物語は、“湿地の少女”と蔑まれながら生きてきたカイアの1952年からの成長と、事件の捜査が進む様子が交互に描かれ、1970年の結末へ向かう。事件の謎とカイアの人生が徐々に明かされ惹き込まれていく巧みな構造だ。
母や兄姉たちは、暴力を振るう飲んだくれの父親に苦しめられ、カイアを一人残して去っていく。その父もいつしか失踪。読み書きを教えてくれた少年テイトと惹かれ合うが、彼もまた大学進学を機にカイアのもとを離れてしまう。人恋しさに苦しむカイアのもとに、アメフトの人気選手でもある青年チェイスが訪れるようになる。
***
幼い少女がたった一人で生き延びる術を見つけていく様子は、健気さと危うさに満ちていて見ていてつらい。だけどそれだけに目が離せず最後まで引き込まれた。
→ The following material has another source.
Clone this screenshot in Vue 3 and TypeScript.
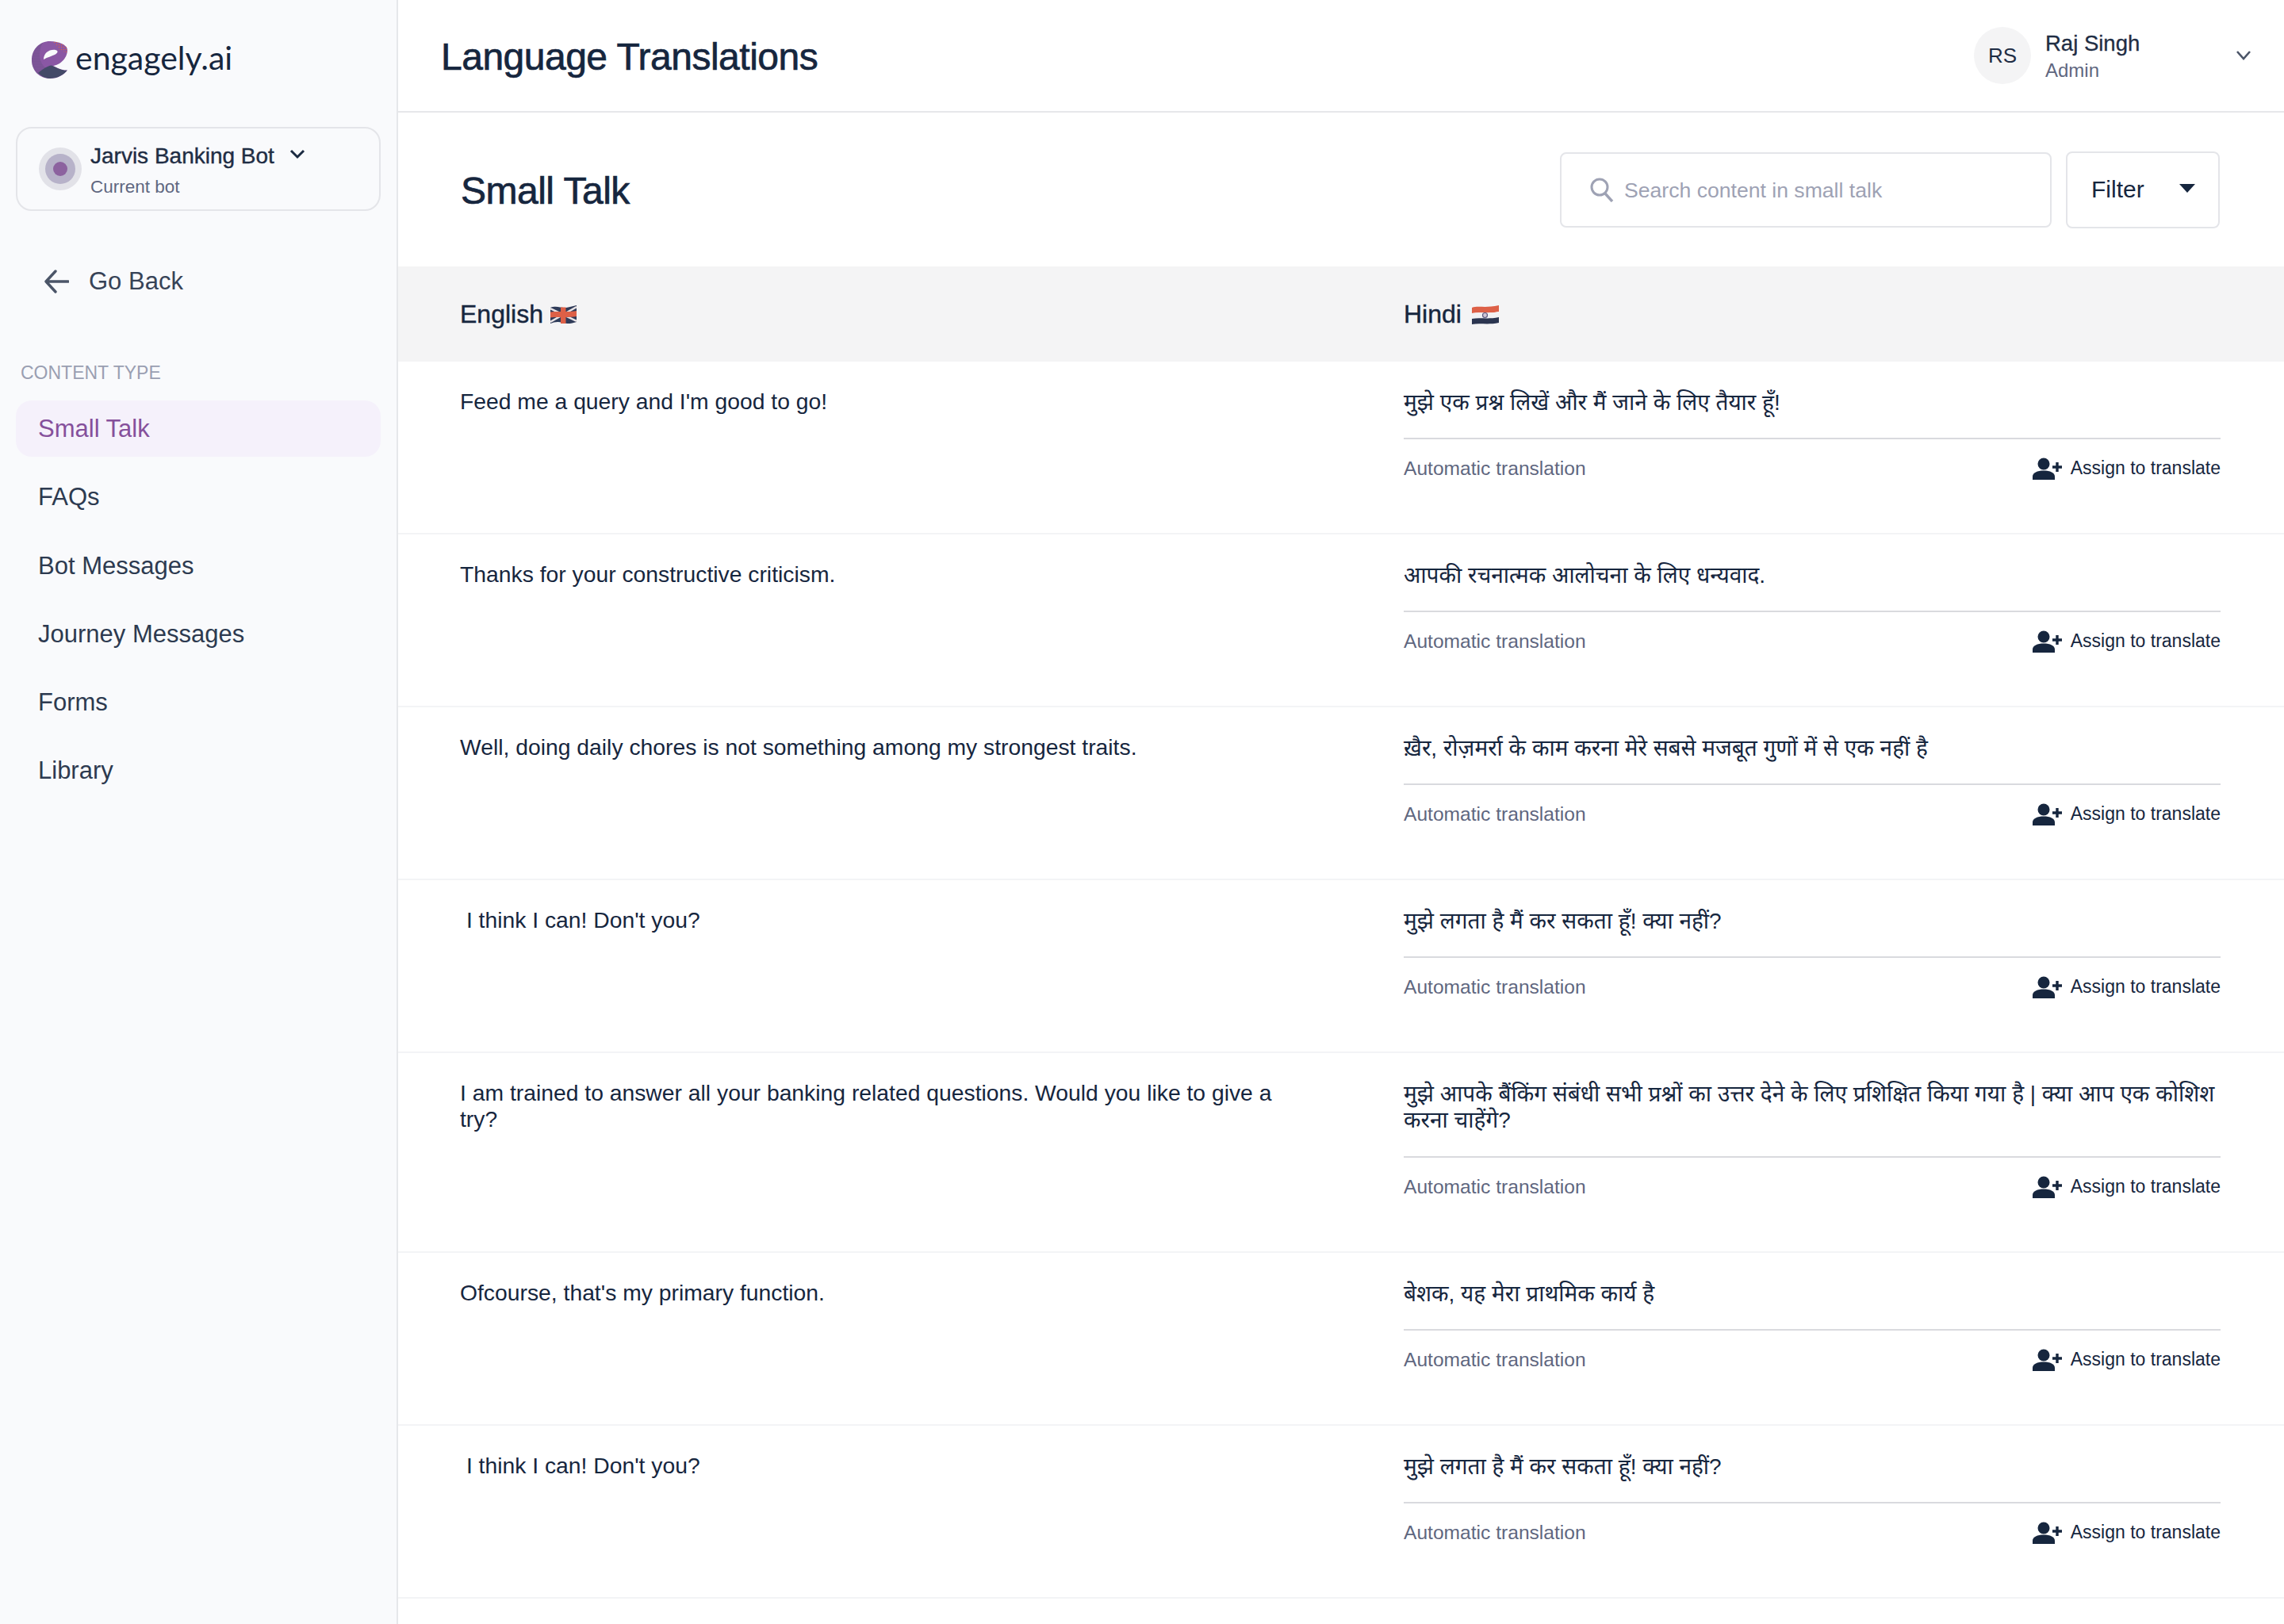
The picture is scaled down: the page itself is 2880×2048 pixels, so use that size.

6歳のころ母に去られたカイアだが、私の息子は6歳のときまだ一人で寝ることも出来なかったと思うとたまらなかった。
最愛の子どもたちを捨てて行った母親の立場もつらいが、カイアがそれは種の保存のため生物が取る一つの手段だとのちに理解する場面もつらい。
カイアの選択は、善悪など超越した野生の世界でしか生き方を学んでこれなかった彼女の、自然を味方につけた壮大な生き残り戦術だったと思う。